Für die meisten Menschen, insbesondere wenn sie Gärtner sind oder Hunde, Katzen, Pferde und andere Tiere halten, ist sonnenklar, dass Pflanzen und Tiere Lebewesen und nicht Maschinen sind.
Organismische Philosophie
Während die mechanistische und vitalistische Theorie auf das siebzehnte Jahrhundert zurückgehen, entwickelte sich die Philosophie des Organismus, auch als ganzheitlicher oder organismischer Ansatz bezeichnet, seit den zwanziger Jahren des vorigen Jahrhunderts. Einer seiner Hauptvertreter war der Mathematiker und Philosoph Alfred North Whitehead ( 1861 –1947 ), ein anderer Jan Christiaan Smuts, ein südafrikanischer Staatsmann und Privatgelehrter.

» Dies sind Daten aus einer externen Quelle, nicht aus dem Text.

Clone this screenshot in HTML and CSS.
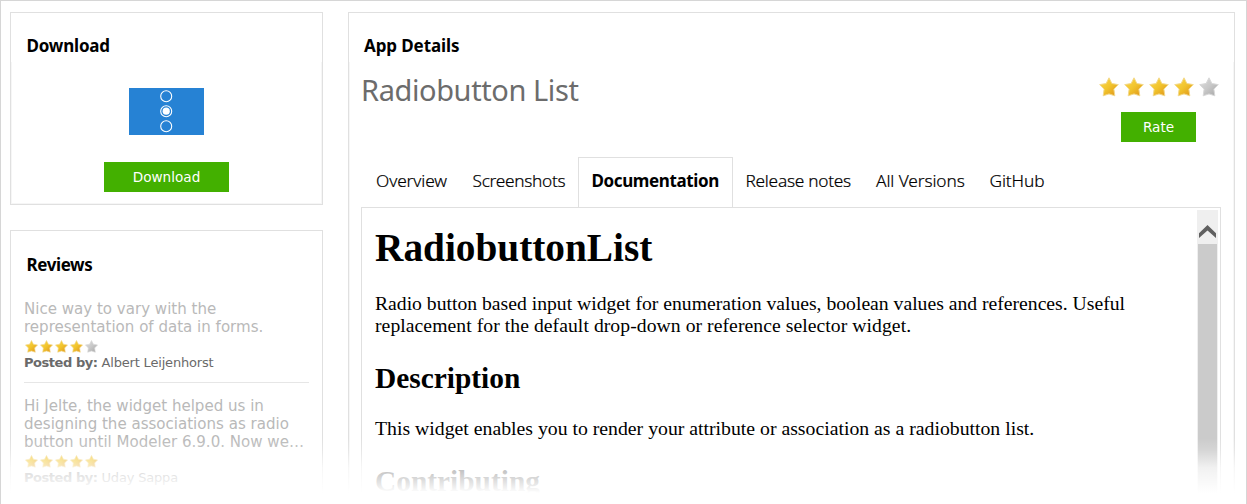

In Smuts’ 1926 erschienenem Buch
Holism and Evolution
(
Die holistische Welt
, 1938 ) geht es um »die Tendenz der Natur, durch schöpferische Evolution Ganzheiten hervorzubringen, die mehr sind als die Summe ihrer Teile«. [94] Holismus war für ihn
das grundlegende synthetische, ordnende, organisierende und regulierende Geschehen im Universum, das für alle strukturbildenden Gruppierungen und Synthesen verantwortlich ist – vom Atom und den physikalisch-chemischen Gebilden über die Zellen und Organismen, über den Geist der Tiere bis hin zur Persönlichkeit des Menschen. Die synthetische Vereinigung oder Ganzheit in diesen Strukturen ist von allgegenwärtiger und stetig weiter um sich greifender Natur und führt zu dem Schluss, dass Holismus das Grundgeschehen ist, auf dem alle Vorgänge beruhen und von dem sie koordiniert werden, und dass dieses Universum ein holistisches Universum ist. [95]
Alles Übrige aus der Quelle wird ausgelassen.